When the Bald Eagle arrived, he was in a small cage. It was the only cage they had on hand. The people that had brought him to us wanted their cage back so I began the process of getting him out. I was the only one on my shift who had ever held a Bald Eagle before so it was a big teaching moment for everyone. We started to try to get him out of the small cage into a larger one. While my coworkers held the cage up, I slipped the bottom of the small cage out causing the eagle to slip on out into the bigger cage. When he was out, I managed to wrap the eagle in a towel. I picked the eagle up and took him to our Treatment Room for a quick examination. He was very strong, but we needed to be able to give the Animal Care Directors an idea of what may be wrong with him. After a short examination we figured out that he probably had a broken wing. We put him in his cage and waited for the Animal Care Director to come in.

Once the Animal Care Director was there, I got the eagle out of the cage once more so she could give it treatments, tube feeding and further examinations. She also wrapped up the wing, gave it some medicine and drew some blood to test for lead poisoning. The test for lead poisoning had a negative result. I held the eagle the whole time. He was a very active and strong eagle. While I have held Bald Eagles before this, I had never mustered up the courage to get them from the cage myself. Honestly, I have always been frightened of that step and this time there was not a backup person to hand the eagle to me. It’s times like these where this type of work teaches a person the amount of inner strength one has and builds confidence in oneself. If I am to be honest, I was very excited that we got a Bald Eagle, but at the same time I was so scared and honored to be able to help such a majestic bird. My coworkers helped out the whole time and it was such a good team effort. The whole admission of this eagle took us the entire night. I was so grateful to have great volunteers on our shift that were able to take care of all the other animals while a few of us took care of the eagle. I am hoping that we will be able to rehabilitate the Bald Eagle and eventually release him into the wild again.”
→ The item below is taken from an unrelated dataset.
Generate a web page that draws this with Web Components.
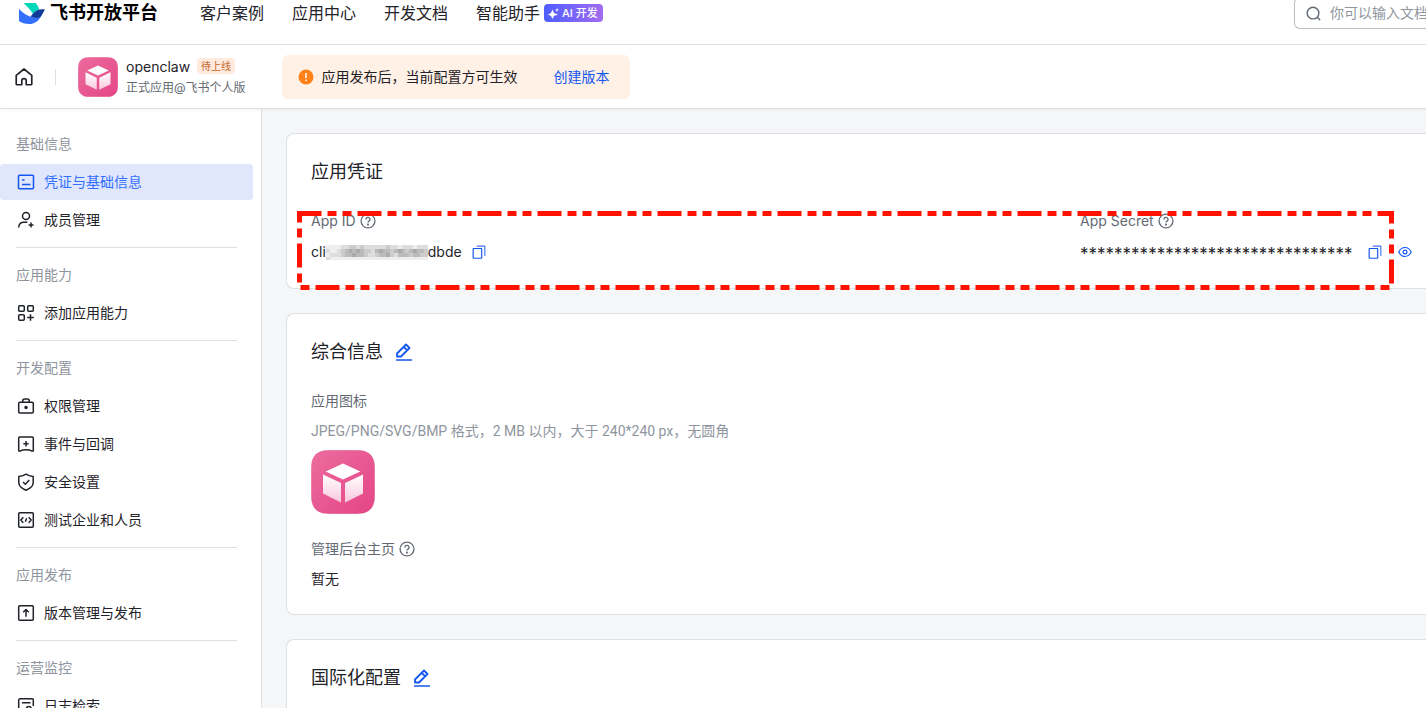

Over the weekend of January 20th, this Bald Eagle underwent surgery to repair a shattered ulna caused by some type of projectile. It is incredibly unfortunate that he suffered at the hands of someone’s careless act, however he was welcomed to Chintimini Wildlife Center by many kind and caring people. He received surgery by Dr. Claire Peterson (thank you, Claire!) and will have round-the-clock, high quality & compassionate care by our Animal Care Directors and fantastic volunteers. Though he has a long road ahead of him, we are hopeful for a successful recovery.